What happens when you go into lessons? Is is judgemental? Is it with a critical eye? Does it focus on little things that aren’t that important to the learning of the children, or on the flip side is it so general that nothing can be analysed in depth? In these circumstances lesson visits can become resented and feared, and at worst seen pointless to the staff who have them. By working to build trust between a leader and a team then they can be approached in collaborative and non-threatening way. They know, from your previous actions, that you are doing it for the right reasons and the feedback they receive from it will be rationale and developmental rather than judgemental.
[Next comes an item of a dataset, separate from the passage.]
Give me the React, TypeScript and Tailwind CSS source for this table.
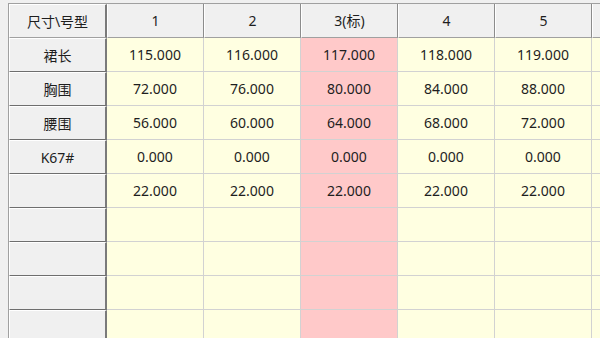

The longer you are in post and the longer you can give consistency in your actions, the more any doubts about what you are doing will be filled with trust rather than suspicion. This is almost certainly better for everyone. You get a better reaction from teachers when they are tasked with something new because they trust in yuor decision making process. It is easier for ou to make decisions as you have more imformation and the capacity of a collective rather than the ignorance of an individual.
Trust takes time to build, but your actions speak louder than your words. Begin by putting your trust in the people in your team, trust their knowledge, their experience and their expertise and you’ll be amazed at what you can achieve together. Leadership is not about dragging people to an endpoint, it’s about enabling people to work together to achieve something amazing. Trust throughout the team is the only way you can get there.